Input for this task >>
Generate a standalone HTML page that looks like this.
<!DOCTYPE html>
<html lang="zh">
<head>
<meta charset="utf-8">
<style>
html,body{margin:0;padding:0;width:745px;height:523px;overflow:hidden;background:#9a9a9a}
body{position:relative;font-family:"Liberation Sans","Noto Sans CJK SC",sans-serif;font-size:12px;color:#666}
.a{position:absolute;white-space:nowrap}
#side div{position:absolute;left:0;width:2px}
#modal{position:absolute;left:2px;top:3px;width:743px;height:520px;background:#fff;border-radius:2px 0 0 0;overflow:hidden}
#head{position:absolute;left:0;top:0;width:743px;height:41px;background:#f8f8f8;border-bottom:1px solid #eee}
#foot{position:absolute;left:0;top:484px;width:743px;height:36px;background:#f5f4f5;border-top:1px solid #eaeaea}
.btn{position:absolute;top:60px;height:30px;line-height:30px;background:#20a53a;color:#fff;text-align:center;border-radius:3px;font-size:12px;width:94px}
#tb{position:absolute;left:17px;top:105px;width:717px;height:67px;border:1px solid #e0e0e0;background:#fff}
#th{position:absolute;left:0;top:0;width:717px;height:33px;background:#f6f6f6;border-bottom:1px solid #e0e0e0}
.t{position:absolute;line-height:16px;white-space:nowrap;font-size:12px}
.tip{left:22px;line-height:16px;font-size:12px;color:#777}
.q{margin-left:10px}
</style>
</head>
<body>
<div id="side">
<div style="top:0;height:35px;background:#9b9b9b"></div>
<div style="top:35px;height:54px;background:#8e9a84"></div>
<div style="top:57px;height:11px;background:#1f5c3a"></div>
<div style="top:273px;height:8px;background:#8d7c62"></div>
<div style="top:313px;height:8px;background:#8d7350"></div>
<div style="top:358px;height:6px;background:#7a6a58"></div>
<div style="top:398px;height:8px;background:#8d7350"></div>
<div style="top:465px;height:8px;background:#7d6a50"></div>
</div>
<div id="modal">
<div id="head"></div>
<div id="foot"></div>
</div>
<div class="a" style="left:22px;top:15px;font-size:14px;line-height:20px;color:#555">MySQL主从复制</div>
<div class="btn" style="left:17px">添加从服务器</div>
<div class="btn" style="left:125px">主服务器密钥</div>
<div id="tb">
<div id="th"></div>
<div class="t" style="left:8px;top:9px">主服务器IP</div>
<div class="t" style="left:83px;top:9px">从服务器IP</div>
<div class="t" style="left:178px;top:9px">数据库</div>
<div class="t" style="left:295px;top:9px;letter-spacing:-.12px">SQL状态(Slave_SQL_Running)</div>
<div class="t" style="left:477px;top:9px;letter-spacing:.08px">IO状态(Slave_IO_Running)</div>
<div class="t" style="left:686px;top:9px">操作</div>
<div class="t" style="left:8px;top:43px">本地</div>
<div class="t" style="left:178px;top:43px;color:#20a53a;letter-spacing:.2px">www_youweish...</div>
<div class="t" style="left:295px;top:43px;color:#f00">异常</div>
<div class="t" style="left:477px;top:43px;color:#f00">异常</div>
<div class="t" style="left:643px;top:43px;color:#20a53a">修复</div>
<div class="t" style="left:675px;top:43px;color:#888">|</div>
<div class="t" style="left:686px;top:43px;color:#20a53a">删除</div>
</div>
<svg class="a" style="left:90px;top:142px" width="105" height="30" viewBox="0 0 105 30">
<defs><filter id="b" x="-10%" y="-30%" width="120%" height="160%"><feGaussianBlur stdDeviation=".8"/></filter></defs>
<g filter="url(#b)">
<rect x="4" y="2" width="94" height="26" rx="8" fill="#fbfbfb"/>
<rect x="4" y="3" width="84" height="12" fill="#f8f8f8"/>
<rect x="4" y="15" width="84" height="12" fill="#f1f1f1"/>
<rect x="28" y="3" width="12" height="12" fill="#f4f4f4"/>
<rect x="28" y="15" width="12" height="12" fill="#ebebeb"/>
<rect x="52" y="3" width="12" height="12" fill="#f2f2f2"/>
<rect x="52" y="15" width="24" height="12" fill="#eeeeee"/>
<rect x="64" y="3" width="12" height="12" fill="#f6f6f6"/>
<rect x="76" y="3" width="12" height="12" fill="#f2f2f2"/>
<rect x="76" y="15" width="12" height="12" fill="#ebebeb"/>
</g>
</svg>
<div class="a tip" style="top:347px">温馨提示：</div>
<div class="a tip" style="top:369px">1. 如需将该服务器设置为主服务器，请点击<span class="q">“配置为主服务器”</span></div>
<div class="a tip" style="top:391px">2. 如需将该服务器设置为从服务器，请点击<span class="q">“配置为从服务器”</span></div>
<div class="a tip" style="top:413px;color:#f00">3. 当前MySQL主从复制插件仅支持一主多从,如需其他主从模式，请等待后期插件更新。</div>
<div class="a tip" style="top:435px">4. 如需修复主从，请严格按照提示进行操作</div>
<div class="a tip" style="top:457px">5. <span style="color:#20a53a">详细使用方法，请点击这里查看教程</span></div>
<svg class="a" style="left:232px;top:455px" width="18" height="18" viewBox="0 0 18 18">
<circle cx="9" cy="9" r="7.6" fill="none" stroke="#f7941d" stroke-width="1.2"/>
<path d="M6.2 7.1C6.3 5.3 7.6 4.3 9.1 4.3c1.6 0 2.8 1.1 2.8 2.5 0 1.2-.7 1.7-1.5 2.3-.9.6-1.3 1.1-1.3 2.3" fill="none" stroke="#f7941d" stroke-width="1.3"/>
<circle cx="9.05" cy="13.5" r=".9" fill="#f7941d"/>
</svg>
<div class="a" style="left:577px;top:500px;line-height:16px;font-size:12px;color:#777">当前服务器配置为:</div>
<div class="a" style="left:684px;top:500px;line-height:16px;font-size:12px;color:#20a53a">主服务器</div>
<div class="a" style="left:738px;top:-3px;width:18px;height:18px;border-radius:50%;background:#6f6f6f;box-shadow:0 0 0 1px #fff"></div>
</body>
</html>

---

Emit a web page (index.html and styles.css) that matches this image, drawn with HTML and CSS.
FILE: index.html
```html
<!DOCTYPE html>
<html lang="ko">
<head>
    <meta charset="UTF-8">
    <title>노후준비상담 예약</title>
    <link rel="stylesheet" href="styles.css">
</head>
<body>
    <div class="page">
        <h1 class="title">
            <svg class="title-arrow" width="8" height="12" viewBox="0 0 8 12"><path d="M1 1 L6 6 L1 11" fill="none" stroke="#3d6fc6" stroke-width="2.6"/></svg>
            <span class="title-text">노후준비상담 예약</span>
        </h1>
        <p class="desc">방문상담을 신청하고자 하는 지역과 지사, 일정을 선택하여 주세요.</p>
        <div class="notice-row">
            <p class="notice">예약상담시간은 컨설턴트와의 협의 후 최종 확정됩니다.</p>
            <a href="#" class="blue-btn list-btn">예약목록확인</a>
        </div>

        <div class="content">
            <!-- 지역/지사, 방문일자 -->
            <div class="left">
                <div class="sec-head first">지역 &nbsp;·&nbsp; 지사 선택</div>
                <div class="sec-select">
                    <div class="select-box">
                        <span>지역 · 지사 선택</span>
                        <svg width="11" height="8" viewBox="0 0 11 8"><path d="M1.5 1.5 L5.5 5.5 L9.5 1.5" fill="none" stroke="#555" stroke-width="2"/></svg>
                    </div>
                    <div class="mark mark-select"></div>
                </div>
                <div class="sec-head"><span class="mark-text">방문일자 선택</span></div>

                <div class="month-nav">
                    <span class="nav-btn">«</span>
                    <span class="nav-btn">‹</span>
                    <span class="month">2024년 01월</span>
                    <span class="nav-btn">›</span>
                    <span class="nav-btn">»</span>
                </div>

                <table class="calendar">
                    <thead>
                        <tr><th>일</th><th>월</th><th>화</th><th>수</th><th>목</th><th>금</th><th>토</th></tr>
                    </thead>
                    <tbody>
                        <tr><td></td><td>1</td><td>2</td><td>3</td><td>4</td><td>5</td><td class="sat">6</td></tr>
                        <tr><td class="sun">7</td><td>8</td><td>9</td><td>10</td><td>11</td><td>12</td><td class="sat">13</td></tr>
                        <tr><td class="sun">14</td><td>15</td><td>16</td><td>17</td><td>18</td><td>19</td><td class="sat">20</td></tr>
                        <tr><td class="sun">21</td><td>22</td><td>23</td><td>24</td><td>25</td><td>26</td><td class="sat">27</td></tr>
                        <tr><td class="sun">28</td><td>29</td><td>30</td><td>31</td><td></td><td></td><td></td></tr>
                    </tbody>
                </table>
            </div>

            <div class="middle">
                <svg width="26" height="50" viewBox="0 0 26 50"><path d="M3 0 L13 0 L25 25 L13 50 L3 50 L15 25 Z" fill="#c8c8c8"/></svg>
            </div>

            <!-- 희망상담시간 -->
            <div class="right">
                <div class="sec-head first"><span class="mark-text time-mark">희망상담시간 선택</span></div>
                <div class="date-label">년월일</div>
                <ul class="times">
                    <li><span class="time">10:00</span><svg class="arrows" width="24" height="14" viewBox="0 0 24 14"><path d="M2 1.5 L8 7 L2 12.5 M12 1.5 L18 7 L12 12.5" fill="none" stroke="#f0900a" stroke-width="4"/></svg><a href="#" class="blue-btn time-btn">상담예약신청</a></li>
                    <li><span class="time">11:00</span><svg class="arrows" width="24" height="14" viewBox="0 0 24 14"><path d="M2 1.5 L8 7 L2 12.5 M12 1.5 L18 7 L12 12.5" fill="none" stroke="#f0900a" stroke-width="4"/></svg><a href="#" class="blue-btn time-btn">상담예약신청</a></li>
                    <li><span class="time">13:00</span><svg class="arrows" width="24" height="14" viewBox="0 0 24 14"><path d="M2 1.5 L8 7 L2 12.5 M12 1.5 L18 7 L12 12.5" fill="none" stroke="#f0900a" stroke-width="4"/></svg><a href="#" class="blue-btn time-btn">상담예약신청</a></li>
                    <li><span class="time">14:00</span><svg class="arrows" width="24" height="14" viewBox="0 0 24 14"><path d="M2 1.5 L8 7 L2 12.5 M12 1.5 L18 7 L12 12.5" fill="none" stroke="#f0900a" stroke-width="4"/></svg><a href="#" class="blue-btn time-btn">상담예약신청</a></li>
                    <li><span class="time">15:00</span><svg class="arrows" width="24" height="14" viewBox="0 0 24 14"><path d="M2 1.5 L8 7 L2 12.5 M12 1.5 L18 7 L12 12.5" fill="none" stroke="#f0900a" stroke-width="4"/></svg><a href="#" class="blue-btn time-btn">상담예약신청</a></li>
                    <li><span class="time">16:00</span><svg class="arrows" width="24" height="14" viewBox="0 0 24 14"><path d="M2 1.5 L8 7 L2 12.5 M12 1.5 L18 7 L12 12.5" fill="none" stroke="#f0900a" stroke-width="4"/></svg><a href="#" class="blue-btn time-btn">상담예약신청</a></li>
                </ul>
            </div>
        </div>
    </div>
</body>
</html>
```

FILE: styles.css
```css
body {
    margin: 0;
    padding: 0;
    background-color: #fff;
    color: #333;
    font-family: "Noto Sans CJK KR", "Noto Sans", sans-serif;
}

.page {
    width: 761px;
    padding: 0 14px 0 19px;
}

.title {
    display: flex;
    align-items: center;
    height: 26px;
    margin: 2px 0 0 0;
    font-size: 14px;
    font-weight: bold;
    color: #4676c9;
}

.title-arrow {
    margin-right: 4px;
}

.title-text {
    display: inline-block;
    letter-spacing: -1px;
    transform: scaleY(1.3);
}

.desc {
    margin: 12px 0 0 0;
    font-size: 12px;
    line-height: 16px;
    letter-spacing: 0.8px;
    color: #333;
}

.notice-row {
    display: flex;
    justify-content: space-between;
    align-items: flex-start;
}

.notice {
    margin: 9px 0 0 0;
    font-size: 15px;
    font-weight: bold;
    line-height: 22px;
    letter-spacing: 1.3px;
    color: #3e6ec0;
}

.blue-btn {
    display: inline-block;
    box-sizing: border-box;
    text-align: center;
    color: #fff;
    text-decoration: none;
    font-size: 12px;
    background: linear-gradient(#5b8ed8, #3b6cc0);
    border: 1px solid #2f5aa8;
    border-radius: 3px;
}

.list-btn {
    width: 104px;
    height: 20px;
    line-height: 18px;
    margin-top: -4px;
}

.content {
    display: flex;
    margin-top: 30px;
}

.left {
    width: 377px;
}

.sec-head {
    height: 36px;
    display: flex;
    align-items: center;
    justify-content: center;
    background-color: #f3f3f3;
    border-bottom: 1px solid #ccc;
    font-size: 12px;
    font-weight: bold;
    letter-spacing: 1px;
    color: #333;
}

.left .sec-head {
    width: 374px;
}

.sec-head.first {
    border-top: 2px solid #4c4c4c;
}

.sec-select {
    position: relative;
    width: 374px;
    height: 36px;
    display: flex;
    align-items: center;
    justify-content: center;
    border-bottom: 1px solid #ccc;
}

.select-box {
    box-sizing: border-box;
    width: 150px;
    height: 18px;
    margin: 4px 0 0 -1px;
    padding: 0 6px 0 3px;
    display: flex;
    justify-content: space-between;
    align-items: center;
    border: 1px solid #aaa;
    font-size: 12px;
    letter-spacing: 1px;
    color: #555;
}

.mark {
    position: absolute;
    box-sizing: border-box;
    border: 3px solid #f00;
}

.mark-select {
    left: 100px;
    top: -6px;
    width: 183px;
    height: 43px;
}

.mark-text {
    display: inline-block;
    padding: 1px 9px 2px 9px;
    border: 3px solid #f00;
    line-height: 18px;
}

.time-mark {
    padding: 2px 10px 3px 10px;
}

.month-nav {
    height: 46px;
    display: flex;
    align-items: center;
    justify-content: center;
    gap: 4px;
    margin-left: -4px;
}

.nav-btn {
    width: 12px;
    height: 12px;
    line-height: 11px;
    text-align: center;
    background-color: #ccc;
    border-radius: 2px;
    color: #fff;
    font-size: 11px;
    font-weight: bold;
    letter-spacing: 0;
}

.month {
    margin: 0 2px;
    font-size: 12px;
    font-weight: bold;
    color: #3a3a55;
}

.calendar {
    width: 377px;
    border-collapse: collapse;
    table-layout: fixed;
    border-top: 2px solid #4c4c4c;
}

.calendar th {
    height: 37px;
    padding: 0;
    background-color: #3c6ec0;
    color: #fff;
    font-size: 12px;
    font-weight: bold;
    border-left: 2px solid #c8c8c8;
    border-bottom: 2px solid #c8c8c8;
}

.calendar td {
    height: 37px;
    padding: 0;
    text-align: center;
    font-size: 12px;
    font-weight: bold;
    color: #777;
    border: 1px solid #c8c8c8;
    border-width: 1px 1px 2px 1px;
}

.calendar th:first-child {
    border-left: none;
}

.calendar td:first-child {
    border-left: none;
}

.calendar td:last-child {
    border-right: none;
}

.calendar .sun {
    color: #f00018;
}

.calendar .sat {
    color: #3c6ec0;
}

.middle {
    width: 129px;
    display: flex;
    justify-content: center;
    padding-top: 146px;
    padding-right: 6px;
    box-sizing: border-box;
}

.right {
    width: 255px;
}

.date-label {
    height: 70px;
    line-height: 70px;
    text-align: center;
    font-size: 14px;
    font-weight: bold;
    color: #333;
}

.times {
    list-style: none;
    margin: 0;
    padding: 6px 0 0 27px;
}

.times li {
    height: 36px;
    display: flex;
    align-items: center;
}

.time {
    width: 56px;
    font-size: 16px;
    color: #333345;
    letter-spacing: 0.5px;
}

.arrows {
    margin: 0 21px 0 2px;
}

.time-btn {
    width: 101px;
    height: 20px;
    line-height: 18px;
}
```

What the exercise asks >> Which lines hold the string "page"? Copy all of them from the data above.

Task answer >>
Generate a standalone HTML page that looks like this.
Emit a web page (index.html and styles.css) that matches this image, drawn with HTML and CSS.
    <div class="page">
.page {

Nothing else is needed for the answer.